The Committee also highlighted concerns about an increase in shareholder class actions, particularly in 2017 and 2018. It recommended, as did the ALRC in 2018, that the Corporations Act 2001 (Cth) and the Australian Securities and Investments Act 2001 (Cth) be amended to give the Federal Court exclusive jurisdiction over civil matters arising under those Acts commenced as class actions. The Committee considered this would avoid the adverse consequences noted above and take advantage of the Federal Court’s expertise adjudicating class actions of this type.
Moving to national consistency in class actions
Steps down the path to increased national consistency of class action legislation across Australian jurisdictions are positive, as are any reforms designed to enhance access to justice, reduce the costs of proceedings and promote efficiency in the use of Court resources.
Further reform (not specifically addressed in the Committee's report) may also be considered, to ensure that class action procedures cannot be side-stepped where they may be the most appropriate and efficient procedure for managing matters involving seven or more plaintiffs with substantially the same claim against one or more common defendants.

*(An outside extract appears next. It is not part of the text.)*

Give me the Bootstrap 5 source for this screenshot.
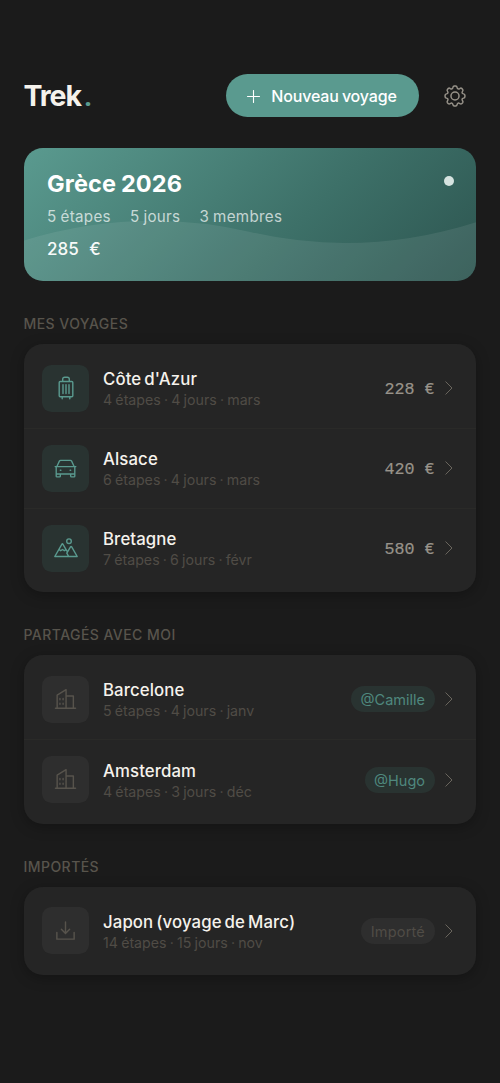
<!DOCTYPE html>
<html lang="fr" data-bs-theme="dark">
<head>
<meta charset="utf-8">
<meta name="viewport" content="width=device-width, initial-scale=1">
<title>Trek</title>
<link href="https://cdn.jsdelivr.net/npm/bootstrap@5.3.0/dist/css/bootstrap.min.css" rel="stylesheet">
<style>
  :root { --teal: #5a9a8f; --muted: #504c46; --soft: #98938a; }
  body { background: #1b1b1b; color: #f5f2ec; font-family: "Inter", "Open Sans", sans-serif; min-height: 1083px; }
  svg { display: block; fill: none; stroke: currentColor; stroke-linecap: round; stroke-linejoin: round; }
  .screen { padding: 74px 24px 0 23.5px; }
  .topbar { height: 43px; }
  .brand-name { font-size: 28.5px; font-weight: 700; line-height: 43px; letter-spacing: -1.1px; }
  .brand-name span { font-family: Roboto, sans-serif; line-height: 1; color: var(--teal); margin-left: 3px; }
  .btn-new { --bs-btn-color: #fff; --bs-btn-bg: var(--teal); --bs-btn-border-width: 0; width: 193px; height: 43px; border-radius: 22px; font-size: 16px; font-weight: 500; letter-spacing: -.15px; word-spacing: -1px; padding: 1px 0 0; gap: 11px; }
  .btn-gear { width: 43px; height: 43px; color: var(--soft); margin-left: 14.5px; }
  .hero { margin-top: 31px; height: 133px; border-radius: 19px; overflow: hidden; background: linear-gradient(135deg, #5a9a8f 0%, #3d7068 60%, #2d5550 100%); }
  .hero-wave { width: 100%; height: 100%; }
  .hero-body { padding: 22px 23.5px; }
  .hero h1 { font-size: 23.5px; font-weight: 700; line-height: 28px; letter-spacing: .15px; word-spacing: -1px; margin: 0; }
  .hero-meta { gap: 19px; font-size: 15.2px; letter-spacing: .3px; word-spacing: -.6px; line-height: 20px; margin-top: 9px; color: rgba(255,255,255,.7); }
  .hero-price { font-size: 17px; font-weight: 500; line-height: 22px; margin-top: 11px; color: #f7faf9; word-spacing: 6px; }
  .hero-dot { width: 10px; height: 10px; margin: 27.500px 22.5px 0 0; background: #d6e3e0; }
  .group-title { font-size: 14px; font-weight: 500; line-height: 20px; letter-spacing: .45px; color: #58544c; margin: 33px 0 10px; }
  .trips { --bs-list-group-bg: transparent; background: #252525; border-radius: 19px; padding: 4.5px 0 3.3px; box-shadow: 0 3px 14px rgba(0,0,0,.28); }
  .trip { height: 80.2px; padding: 0 22.5px 0 18.5px; border: 0; border-bottom: 1px solid #2a2a28; background: none; color: inherit; }
  .trip:last-child { border-bottom-color: transparent; }
  .tile { width: 47px; height: 47px; border-radius: 9.5px; background: #2e2e2e; color: #57534c; margin-right: 14px; }
  .tile-own { background: #293331; color: var(--teal); }
  .trip-text { padding-top: 2px; }
  .trip-name { font-size: 16.8px; font-weight: 500; line-height: 22px; letter-spacing: .1px; word-spacing: -1.6px; }
  .trip-meta { font-size: 14.2px; line-height: 20px; word-spacing: -.8px; color: var(--muted); }
  .price { font-family: "Liberation Mono", monospace; font-size: 16.7px; color: var(--soft); padding-top: 2px; -webkit-text-stroke: .2px currentColor; }
  .tag { height: 26px; line-height: 27px; padding: 0 9.5px; border-radius: 13px; font-size: 14.5px; background: #2e2e2e; color: var(--muted); }
  .tag-plain { letter-spacing: .2px; }
  .tag-user { background: #293331; color: #4f887e; }
  .chev { width: 8px; height: 14px; margin-left: 10.5px; color: #6a665e; margin-right: .5px; }
</style>
</head>
<body>
<svg width="0" height="0" class="position-absolute">
  <symbol id="i-bag" viewBox="0 0 24 24"><path d="M8.700 5.500V3.200Q8.700 1.200 10.700 1.200h2.600Q15.300 1.200 15.300 3.200V5.500M6.200 5.500h11.600q1 0 1 1v13.200q0 1-1 1H6.200q-1 0-1-1V6.500q0-1 1-1zM9 8.600v9M12 8.600v9M15 8.600v9M8.200 20.700v2.100M15.800 20.700v2.100"/></symbol>
  <symbol id="i-car" viewBox="0 0 24 24"><path d="M1.200 10h1.800M21 10h1.800M3 10 5.600 4.300q.4-.8 1.300-.8h10.200q.9 0 1.300.8L21 10M3 10h18q.7 0 .7.800V20q0 .800-.8.800h-2.700q-.8 0-.8-.800v-2.300H6.600V20q0 .800-.8.800H3.100q-.8 0-.8-.800v-9.200q0-.8.700-.8zM2.300 17.700h19.400M6.600 13.800h.6M16.800 13.800h.6"/></symbol>
  <symbol id="i-mount" viewBox="0 0 24 24"><path d="M.8 20.500 7.800 8.300q.6-1 1.200 0l3.800 6.600M.8 20.500h22.400l-5.500-9.600q-.6-1-1.200 0l-3.700 6.200 1.900 3.400M4.900 13.400l1.800 1.300 1.900-1.200 1.700 1.200 1.500-1.100"/><circle cx="15" cy="5.200" r="2.300"/></symbol>
  <symbol id="i-city" viewBox="0 0 24 24"><path d="M1.500 21.200h21M3.300 21.200V7.500L12.600 1.800V21.200M12.600 8.300h7.600v12.900M6.200 11v1.200M9.500 11v1.200M6.200 15.800V17M9.500 15.800V17"/></symbol>
  <symbol id="i-down" viewBox="0 0 24 24"><path d="M3 14v7h18v-7M12 3v12M7.700 10.800l4.300 4.300 4.300-4.300" stroke-linejoin="miter"/></symbol>
  <symbol id="i-chev" viewBox="0 0 8 14"><path d="M.8.800 7 7 .8 13.200"/></symbol>
</svg>
<main class="screen">
  <header class="topbar d-flex align-items-center">
    <div class="brand-name me-auto">Trek<span>.</span></div>
    <button class="btn btn-new d-flex align-items-center justify-content-center" type="button">
      <svg width="13" height="13" viewBox="0 0 13 13" stroke-width="1.100"><path d="M6.500.500v12M.500 6.500h12"/></svg>
      <span>Nouveau voyage</span>
    </button>
    <button class="btn btn-gear border-0 p-0 d-flex align-items-center justify-content-center" type="button" aria-label="Réglages">
      <svg width="22" height="22" viewBox="0 0 24 24" stroke-width="1.600"><circle cx="12" cy="12" r="4.400"/><path d="M9.700 2.700Q10 1.200 11.200 1.200h1.600Q14 1.200 14.300 2.700 14.900 5.200 17.200 3.900 18.500 3 19.300 3.700L20.400 4.800Q21.100 5.600 20.200 6.900 18.800 9.100 21.300 9.700 22.800 10 22.800 11.200v1.600Q22.800 14 21.300 14.300 18.800 14.900 20.200 17.200 21.100 18.500 20.400 19.300L19.300 20.400Q18.500 21.100 17.200 20.200 14.900 18.800 14.300 21.300 14 22.800 12.800 22.800h-1.600Q10 22.800 9.700 21.300 9.100 18.800 6.900 20.200 5.600 21.100 4.800 20.400L3.700 19.300Q3 18.500 3.900 17.200 5.200 14.900 2.700 14.300 1.200 14 1.200 12.800v-1.600Q1.200 10 2.700 9.700 5.200 9.100 3.900 6.900 3 5.600 3.700 4.800L4.800 3.700Q5.600 3 6.900 3.900 9.100 5.200 9.700 2.700Z"/></svg>
    </button>
  </header>

  <section class="hero position-relative">
    <svg class="hero-wave position-absolute top-0 start-0" viewBox="0 0 453 133" preserveAspectRatio="none"><path d="M0 92.500Q113 58 226.500 84T453 74V133H0Z" fill="#fff" fill-opacity=".08" stroke="none"/></svg>
    <div class="hero-body position-relative">
      <h1>Grèce 2026</h1>
      <div class="hero-meta d-flex"><span>5 étapes</span><span>5 jours</span><span>3 membres</span></div>
      <div class="hero-price">285 €</div>
    </div>
    <span class="hero-dot rounded-circle position-absolute top-0 end-0"></span>
  </section>

  <h2 class="group-title">MES VOYAGES</h2>
  <div class="list-group trips">
    <a class="list-group-item trip d-flex align-items-center"><span class="tile tile-own d-flex align-items-center justify-content-center"><svg width="24" height="24" stroke-width="1.400"><use href="#i-bag"/></svg></span><div class="trip-text me-auto"><div class="trip-name">Côte d'Azur</div><div class="trip-meta">4 étapes · 4 jours · mars</div></div><span class="price">228 €</span><svg class="chev"><use href="#i-chev"/></svg></a>
    <a class="list-group-item trip d-flex align-items-center"><span class="tile tile-own d-flex align-items-center justify-content-center"><svg width="23" height="23" stroke-width="1.400"><use href="#i-car"/></svg></span><div class="trip-text me-auto"><div class="trip-name">Alsace</div><div class="trip-meta">6 étapes · 4 jours · mars</div></div><span class="price">420 €</span><svg class="chev"><use href="#i-chev"/></svg></a>
    <a class="list-group-item trip d-flex align-items-center"><span class="tile tile-own d-flex align-items-center justify-content-center"><svg width="24" height="24" stroke-width="1.400"><use href="#i-mount"/></svg></span><div class="trip-text me-auto"><div class="trip-name">Bretagne</div><div class="trip-meta">7 étapes · 6 jours · févr</div></div><span class="price">580 €</span><svg class="chev"><use href="#i-chev"/></svg></a>
  </div>

  <h2 class="group-title">PARTAGÉS AVEC MOI</h2>
  <div class="list-group trips">
    <a class="list-group-item trip d-flex align-items-center"><span class="tile d-flex align-items-center justify-content-center"><svg width="23" height="23" stroke-width="1.500"><use href="#i-city"/></svg></span><div class="trip-text me-auto"><div class="trip-name">Barcelone</div><div class="trip-meta">5 étapes · 4 jours · janv</div></div><span class="tag tag-user">@Camille</span><svg class="chev"><use href="#i-chev"/></svg></a>
    <a class="list-group-item trip d-flex align-items-center"><span class="tile d-flex align-items-center justify-content-center"><svg width="23" height="23" stroke-width="1.500"><use href="#i-city"/></svg></span><div class="trip-text me-auto"><div class="trip-name">Amsterdam</div><div class="trip-meta">4 étapes · 3 jours · déc</div></div><span class="tag tag-user">@Hugo</span><svg class="chev"><use href="#i-chev"/></svg></a>
  </div>

  <h2 class="group-title">IMPORTÉS</h2>
  <div class="list-group trips">
    <a class="list-group-item trip d-flex align-items-center"><span class="tile d-flex align-items-center justify-content-center"><svg width="23" height="23" stroke-width="1.500"><use href="#i-down"/></svg></span><div class="trip-text me-auto"><div class="trip-name">Japon (voyage de Marc)</div><div class="trip-meta">14 étapes · 15 jours · nov</div></div><span class="tag tag-plain">Importé</span><svg class="chev"><use href="#i-chev"/></svg></a>
  </div>
</main>
<script src="https://cdn.jsdelivr.net/npm/bootstrap@5.3.0/dist/js/bootstrap.bundle.min.js"></script>
</body>
</html>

The Federal class action regime has changed little since 1992 so it is to be hoped that the Committee's recommendations renew the impetus for reform. In the meantime, we expect that there will be further developments in the courts as the Federal Court in particular considers over the proper approach to class closure orders, having regard to the NSW Court of Appeal's judgment in Haselhurst. We will keep you updated as new decisions emerge.